— START EXERCISE DATA —

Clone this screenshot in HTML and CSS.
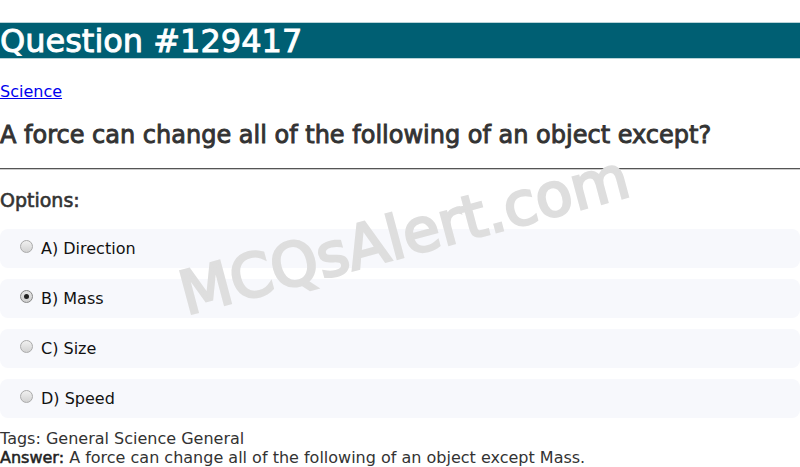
FILE: index.html
```html
<!DOCTYPE html>
<html>
<head>
<meta charset="utf-8">
<link rel="stylesheet" href="styles.css">
</head>
<body>
<div class="page">
  <h1 class="title">Question #129417</h1>
  <a class="cat" href="#">Science</a>
  <h2 class="question">A force can change all of the following of an object except?</h2>
  <hr class="rule">
  <h3 class="opts-label">Options:</h3>
  <div class="options">
    <label class="option"><span class="radio"></span>A) Direction</label>
    <label class="option"><span class="radio checked"></span>B) Mass</label>
    <label class="option"><span class="radio"></span>C) Size</label>
    <label class="option"><span class="radio"></span>D) Speed</label>
  </div>
  <div class="tags">Tags: General Science General</div>
  <div class="answer"><span class="ans-label">Answer:</span> A force can change all of the following of an object except Mass.</div>
  <div class="watermark">MCQsAlert.com</div>
</div>
</body>
</html>
```
FILE: styles.css
```css
html, body {
  margin: 0;
  padding: 0;
  background: #fff;
  font-family: "DejaVu Sans", sans-serif;
  color: #333;
}
.page {
  position: relative;
  padding-top: 22px;
  overflow: hidden;
  height: 467px;
  box-sizing: border-box;
}
.title {
  margin: 0;
  background: #005f73;
  color: #fff;
  font-size: 32px;
  font-weight: normal;
  -webkit-text-stroke: 0.9px #fff;
  line-height: 37px;
  height: 37px;
  border-top: 1px solid #b9d3d8;
  border-bottom: 1px solid #b9d3d8;
  box-sizing: border-box;
  white-space: nowrap;
}
.cat {
  display: block;
  margin-top: 23px;
  font-size: 16px;
  line-height: 20px;
  color: #0000ee;
  width: max-content;
}
.question {
  margin: 19px 0 0;
  font-size: 24px;
  font-weight: normal;
  -webkit-text-stroke: 0.9px #333;
  line-height: 28px;
  color: #333;
}
.rule {
  margin: 19px 0 0;
  border: 0;
  border-top: 1px solid #555;
  border-bottom: 1px solid #ccc;
  height: 0;
}
.opts-label {
  margin: 18px 0 0;
  font-size: 19px;
  font-weight: normal;
  -webkit-text-stroke: 0.6px #333;
  line-height: 24px;
  color: #333;
}
.options {
  margin-top: 17px;
  display: flex;
  flex-direction: column;
  gap: 11px;
}
.option {
  display: flex;
  align-items: center;
  height: 39px;
  background: #f7f8fc;
  border-radius: 8px;
  padding-left: 20px;
  font-size: 16px;
  color: #111;
}
.radio {
  width: 13px;
  height: 13px;
  border-radius: 50%;
  border: 1px solid #aaa;
  background: linear-gradient(#f0f0f0, #d2d2d2);
  margin-right: 8px;
  margin-top: -4px;
  box-sizing: border-box;
  position: relative;
  flex: none;
}
.radio.checked {
  background: linear-gradient(#e6e6e6, #cfcfcf);
  border-color: #888;
}
.radio.checked::after {
  content: "";
  position: absolute;
  left: 3px;
  top: 3px;
  width: 5px;
  height: 5px;
  border-radius: 50%;
  background: #222;
}
.tags {
  margin-top: 11px;
  font-size: 16px;
  line-height: 19px;
}
.answer {
  font-size: 16px;
  line-height: 19px;
}
.ans-label {
  color: #222;
  -webkit-text-stroke: 0.5px #222;
}
.watermark {
  position: absolute;
  left: 173px;
  top: 200px;
  font-size: 60px;
  font-weight: normal;
  color: #dedede;
  -webkit-text-stroke: 2.6px #dedede;
  transform: rotate(-15deg);
  transform-origin: center;
  white-space: nowrap;
  pointer-events: none;
}
```
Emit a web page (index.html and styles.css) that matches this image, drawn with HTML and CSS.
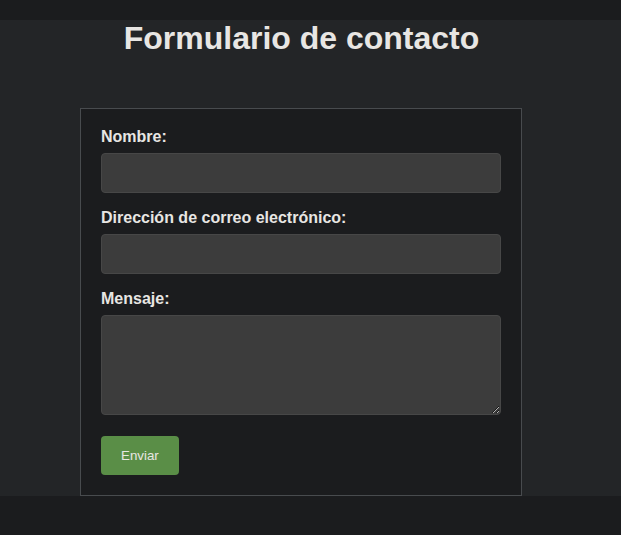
FILE: index.html
```html
<!DOCTYPE html>
<html lang="es">
<head>
<meta charset="utf-8">
<title>Formulario de contacto</title>
<link rel="stylesheet" href="styles.css">
</head>
<body>
<div class="page">
  <div class="wrap">
    <h1 class="title">Formulario de contacto</h1>
    <form class="contact">
      <label class="label" for="nombre">Nombre:</label>
      <input class="field" type="text" id="nombre">
      <label class="label" for="email">Dirección de correo electrónico:</label>
      <input class="field" type="email" id="email">
      <label class="label" for="mensaje">Mensaje:</label>
      <textarea class="field area" id="mensaje"></textarea>
      <button class="send" type="submit">Enviar</button>
    </form>
  </div>
</div>
</body>
</html>
```
FILE: styles.css
```css
html {
  background: #1b1c1e;
}
body {
  margin: 0;
  font-family: "Liberation Sans", Arial, sans-serif;
  color: #e8e6e3;
}
.page {
  margin-top: 20px;
  background: #232527;
}
.wrap {
  width: 603px;
}
.title {
  margin: 0;
  font-size: 32px;
  line-height: 37px;
  font-weight: bold;
  text-align: center;
  color: #e8e6e3;
}
.contact {
  margin: 51px 80px 0;
  width: 400px;
  padding: 19px 20px 20px;
  border: 1px solid #484b4e;
  background: #1b1c1e;
  display: flex;
  flex-direction: column;
  align-items: flex-start;
}
.label {
  display: block;
  font-size: 16px;
  line-height: 18px;
  font-weight: bold;
  margin-bottom: 7px;
  color: #e8e6e3;
}
.field {
  box-sizing: border-box;
  width: 400px;
  height: 40px;
  margin: 0 0 16px;
  padding: 10px;
  border: 1px solid #474747;
  border-radius: 4px;
  background: #3c3c3c;
  color: #e8e6e3;
  font-family: "Liberation Sans", Arial, sans-serif;
  font-size: 14px;
}
.area {
  height: 100px;
  margin-bottom: 21px;
  resize: vertical;
}
.send {
  height: 39px;
  padding: 0 20px;
  border: none;
  border-radius: 4px;
  background: #5a8e47;
  color: #e8e6e3;
  font-family: "Liberation Sans", Arial, sans-serif;
  font-size: 13.333px;
  cursor: pointer;
}
```
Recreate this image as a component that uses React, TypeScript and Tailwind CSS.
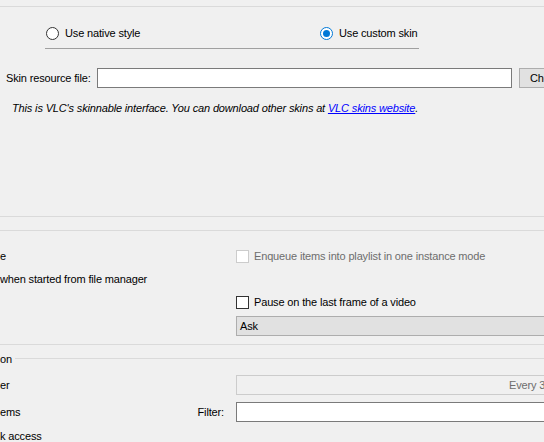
import type { ReactNode } from "react";

function Radio({ checked, label }: { checked?: boolean; label: string }) {
  return (
    <label className="flex items-center gap-[6px]">
      {checked ? (
        <span className="flex h-[13px] w-[13px] items-center justify-center rounded-full border border-[#0078d7] bg-white">
          <span className="h-[7px] w-[7px] rounded-full bg-[#0078d7]" />
        </span>
      ) : (
        <span className="h-[13px] w-[13px] rounded-full border border-[#333333] bg-white" />
      )}
      <span>{label}</span>
    </label>
  );
}

function Check({ disabled, label }: { disabled?: boolean; label: string }) {
  return (
    <label className={`flex items-center gap-[5px] ${disabled ? "text-[#6d6d6d]" : ""}`}>
      <span
        className={`h-[13px] w-[13px] border bg-white ${disabled ? "border-[#cccccc]" : "border-[#333333]"}`}
      />
      <span>{label}</span>
    </label>
  );
}

function Row({ top, h, left, children }: { top: string; h: string; left?: ReactNode; children?: ReactNode }) {
  return (
    <div className={`flex ${top} ${h}`}>
      <div className="flex w-[236px] shrink-0 items-center overflow-hidden whitespace-nowrap">{left}</div>
      <div className="flex min-w-0 flex-1 items-center">{children}</div>
    </div>
  );
}

export default function App() {
  return (
    <div className="h-[442px] w-[544px] overflow-hidden bg-[#f0f0f0] font-['Liberation_Sans',sans-serif] text-[11px] leading-[16px] tracking-[-0.15px] text-black">
      <div className="h-[7px] border-b border-[#dadada]" />

      {/* skin style radios */}
      <div className="ml-[46px] mt-[18px] flex h-[16px] items-center">
        <div className="w-[274px]">
          <Radio label="Use native style" />
        </div>
        <Radio checked label="Use custom skin" />
      </div>
      <div className="ml-[45px] mt-[7px] h-px w-[374px] bg-[#a0a0a0]" />

      <div className="mt-[19px] flex h-[20px] items-center">
        <span className="ml-[6px] w-[91px] shrink-0 whitespace-nowrap">Skin resource file:</span>
        <div className="h-[20px] w-[415px] shrink-0 border border-[#7a7a7a] bg-white" />
        <button
          type="button"
          className="ml-[7px] h-[20px] w-[75px] shrink-0 border border-[#adadad] bg-[#e1e1e1] pl-[10px] text-left"
        >
          Choose...
        </button>
      </div>

      <p className="ml-[12px] mt-[12px] whitespace-nowrap italic">
        This is VLC's skinnable interface. You can download other skins at{" "}
        <a href="#" className="text-[#0000ff] underline">
          VLC skins website
        </a>
        .
      </p>

      <div className="mt-[100px] h-px bg-[#dadada]" />
      <div className="mt-[13px] h-px bg-[#dadada]" />

      <Row top="mt-[15px]" h="h-[20px]" left={<span>e</span>}>
        <Check disabled label="Enqueue items into playlist in one instance mode" />
      </Row>
      <Row top="mt-[3px]" h="h-[20px]" left={<span>when started from file manager</span>} />
      <Row top="mt-[3px]" h="h-[20px]">
        <Check label="Pause on the last frame of a video" />
      </Row>
      <Row top="mt-[4px]" h="h-[20px]">
        <div className="flex h-[20px] w-[320px] shrink-0 items-center border border-[#adadad] bg-[#e1e1e1] pl-[3px]">
          Ask
        </div>
      </Row>

      <div className="mt-[8px] h-px bg-[#dadada]" />
      <div className="mt-[6px] flex h-[16px] items-center">
        <span>on</span>
        <div className="ml-[3px] h-px flex-1 -translate-y-[1px] bg-[#dadada]" />
      </div>

      <Row top="mt-[8px]" h="h-[20px]" left={<span>er</span>}>
        <div className="flex h-[20px] w-[320px] shrink-0 items-center border border-[#cccccc] bg-[#f0f0f0] pl-[272px] text-[#6d6d6d] whitespace-nowrap">
          Every 30 seconds
        </div>
      </Row>
      <Row
        top="mt-[7px]"
        h="h-[20px]"
        left={
          <div className="flex w-full items-center justify-between pr-[12px]">
            <span>ems</span>
            <span>Filter:</span>
          </div>
        }
      >
        <div className="h-[20px] w-[320px] shrink-0 border border-[#7a7a7a] bg-white" />
      </Row>
      <div className="mt-[6px] flex h-[16px] items-center whitespace-nowrap">k access</div>
    </div>
  );
}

— END EXERCISE DATA —

■ **WORK TO BE COMPLETED**
Only the stretch from the line with "Recreate this image" through the line with "mt-[7px] h-px w-[374px]" should be copied, exactly and with both ends. Drop the pictures.

■ **RESPONSE FOR THIS EXERCISE**
Recreate this image as a component that uses React, TypeScript and Tailwind CSS.
import type { ReactNode } from "react";

function Radio({ checked, label }: { checked?: boolean; label: string }) {
  return (
    <label className="flex items-center gap-[6px]">
      {checked ? (
        <span className="flex h-[13px] w-[13px] items-center justify-center rounded-full border border-[#0078d7] bg-white">
          <span className="h-[7px] w-[7px] rounded-full bg-[#0078d7]" />
        </span>
      ) : (
        <span className="h-[13px] w-[13px] rounded-full border border-[#333333] bg-white" />
      )}
      <span>{label}</span>
    </label>
  );
}

function Check({ disabled, label }: { disabled?: boolean; label: string }) {
  return (
    <label className={`flex items-center gap-[5px] ${disabled ? "text-[#6d6d6d]" : ""}`}>
      <span
        className={`h-[13px] w-[13px] border bg-white ${disabled ? "border-[#cccccc]" : "border-[#333333]"}`}
      />
      <span>{label}</span>
    </label>
  );
}

function Row({ top, h, left, children }: { top: string; h: string; left?: ReactNode; children?: ReactNode }) {
  return (
    <div className={`flex ${top} ${h}`}>
      <div className="flex w-[236px] shrink-0 items-center overflow-hidden whitespace-nowrap">{left}</div>
      <div className="flex min-w-0 flex-1 items-center">{children}</div>
    </div>
  );
}

export default function App() {
  return (
    <div className="h-[442px] w-[544px] overflow-hidden bg-[#f0f0f0] font-['Liberation_Sans',sans-serif] text-[11px] leading-[16px] tracking-[-0.15px] text-black">
      <div className="h-[7px] border-b border-[#dadada]" />

      {/* skin style radios */}
      <div className="ml-[46px] mt-[18px] flex h-[16px] items-center">
        <div className="w-[274px]">
          <Radio label="Use native style" />
        </div>
        <Radio checked label="Use custom skin" />
      </div>
      <div className="ml-[45px] mt-[7px] h-px w-[374px] bg-[#a0a0a0]" />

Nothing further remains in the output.